En avril 2013, les experts mandatés par l’État avaient disqualifié le mode opératoire choisi par AGO, la filiale de Vinci chargée de construire l’équipement (voir ici). La zone concernée par le transfert de l’aérogare est une zone humide très étendue. Le schéma directeur d’aménagement et de gestion des eaux (Sdage) oblige à en préserver le double de la superficie en compensation du bétonnage. Une telle surface est impossible aujourd’hui à trouver. Pour contourner cette difficulté, Vinci veut calculer la valeur de l’écosystème concerné, et le compenser de façon qualitative et non quantitative. Une méthode expérimentale réprouvée par une partie de la communauté scientifique (voir ici).
En décembre dernier, plusieurs juristes ont signé un appel contre l’aéroport de Notre-Dame-des-Landes, qualifié d’« horreur juridique » : « L’État se prévaut sans cesse du droit pour justifier son projet. Mais le droit a été "modernisé" pour précisément permettre ce projet. En réalité, il est devenu bien plus difficile de construire une éolienne qu’un aéroport. »

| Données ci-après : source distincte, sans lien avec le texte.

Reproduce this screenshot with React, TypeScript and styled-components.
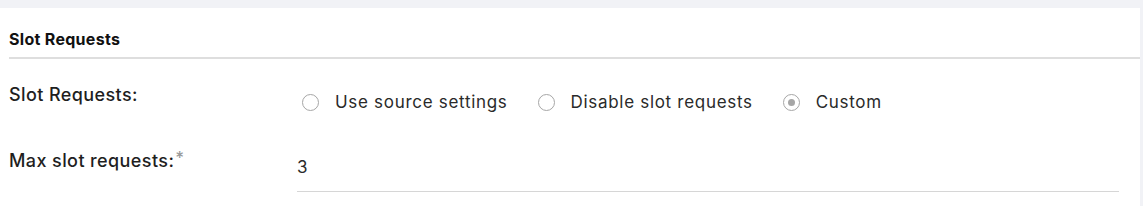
import React, { useState } from 'react';
import styled, { createGlobalStyle } from 'styled-components';

const GlobalStyle = createGlobalStyle`
  html, body {
    margin: 0;
    padding: 0;
    background: #f1f2f6;
  }
  body {
    font-family: Inter, "Noto Sans", "Liberation Sans", sans-serif;
    color: #1f1f1f;
  }
`;

const options = [
  { id: 'source', label: 'Use source settings' },
  { id: 'disable', label: 'Disable slot requests' },
  { id: 'custom', label: 'Custom' },
];

const App = () => {
  const [mode, setMode] = useState('custom');
  const [maxRequests, setMaxRequests] = useState('3');

  return (
    <>
      <GlobalStyle />
      <Page>
        <Panel>
          <SectionHeader>
            <SectionTitle>Slot Requests</SectionTitle>
          </SectionHeader>
          <FieldRow $gap={24}>
            <FieldLabel>Slot Requests:</FieldLabel>
            <RadioGroup>
              {options.map((option) => (
                <RadioOption key={option.id}>
                  <RadioInput
                    type="radio"
                    name="slotRequests"
                    checked={mode === option.id}
                    onChange={() => setMode(option.id)}
                  />
                  <RadioText>{option.label}</RadioText>
                </RadioOption>
              ))}
            </RadioGroup>
          </FieldRow>
          <FieldRow $gap={35}>
            <FieldLabel>
              Max slot requests:<Required>*</Required>
            </FieldLabel>
            <ValueInput
              type="text"
              value={maxRequests}
              onChange={(e: React.ChangeEvent<HTMLInputElement>) =>
                setMaxRequests(e.target.value)
              }
            />
          </FieldRow>
        </Panel>
      </Page>
    </>
  );
};

export default App;

const Page = styled.div`
  padding: 8px 3px 0 0;
  min-height: 206px;
  box-sizing: border-box;
`;

const Panel = styled.div`
  background: #fff;
  height: 198px;
`;

const SectionHeader = styled.div`
  margin-left: 9px;
  padding: 21px 0 8px;
  border-bottom: 2px solid #dedede;
`;

const SectionTitle = styled.h2`
  margin: 0;
  font-size: 16px;
  line-height: 20px;
  font-weight: 700;
  letter-spacing: 0.3px;
  color: #111;
`;

const FieldRow = styled.div<{ $gap: number }>`
  display: grid;
  grid-template-columns: 288px 822px;
  align-items: start;
  padding-left: 9px;
  margin-top: ${(p) => p.$gap}px;
`;

const FieldLabel = styled.label`
  font-size: 18px;
  font-weight: 500;
  line-height: 24px;
  letter-spacing: 0.4px;
  color: #1f1f1f;
`;

const Required = styled.span`
  color: #9a9a9a;
  font-size: 17px;
  vertical-align: top;
  line-height: 18px;
  margin-left: 1px;
`;

const RadioGroup = styled.div`
  display: flex;
  align-items: center;
  gap: 30px;
  padding: 7px 0 0 5px;
`;

const RadioOption = styled.label`
  display: flex;
  align-items: center;
  gap: 16px;
  cursor: pointer;
`;

const RadioInput = styled.input`
  appearance: none;
  margin: 0;
  width: 17px;
  height: 17px;
  border: 1.5px solid #a6a6a6;
  border-radius: 50%;
  box-sizing: border-box;
  display: grid;
  place-items: center;

  &::before {
    content: '';
    width: 7px;
    height: 7px;
    border-radius: 50%;
    background: #a6a6a6;
    transform: scale(0);
  }

  &:checked::before {
    transform: scale(1);
  }
`;

const RadioText = styled.span`
  font-size: 17px;
  line-height: 24px;
  letter-spacing: 0.7px;
  color: #2a2a2a;
`;

const ValueInput = styled.input`
  border: 0;
  border-bottom: 1.5px solid #d6d6d6;
  outline: none;
  padding: 6px 0 12px;
  height: 24px;
  line-height: 24px;
  font-family: inherit;
  font-size: 17px;
  letter-spacing: 0.7px;
  color: #2a2a2a;
  width: 822px;
  box-sizing: content-box;
  background: transparent;
`;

L’exécutif s’est engagé à ne pas lancer les travaux sur la zone d’aménagement différé (ZAD), occupée depuis 2009 par un nombre variable d’opposants, tant que tous les recours n’ont pas été jugés. Or une fois passé ce délai, certains déplacements d’espèces ne seront sans doute plus possibles (leur calendrier est très encadré car il faut respecter les périodes de reproduction, etc.). Si bien que les travaux pourraient rester bloqués jusqu’aux derniers mois de l’année.
Mais en décembre, la porte-parole du gouvernement, Najat Vallaud-Belkacem, a déclaré qu’« après une étape de dialogue qui a duré ces derniers mois, pendant laquelle l'utilité du projet de l'aéroport de Notre-Dame-des-Landes a été plutôt confirmée, confortée, il est temps en effet de passer aux travaux préalables avant la réalisation du projet ». Après la parution des arrêtés, Mikaël Doré, sous-préfet en charge du dossier, a renchéri : « Désormais, on a toute latitude pour réaliser les travaux. Sur le terrain, des repérages sont actuellement menés en vue de préparer l’opération de transfert des espèces protégées. Rien ne nous interdit de passer à l’action. »
De leur côté, les opposants assurent que si les pouvoirs publics décidaient d’intervenir sur le terrain avant l’épuisement des recours, ils riposteraient aussitôt devant les tribunaux, en référé cette fois. La destruction d’espèces protégées est un délit pénal. Une nouvelle manifestation d’opposition au projet d’aéroport s’organise pour le 22 février.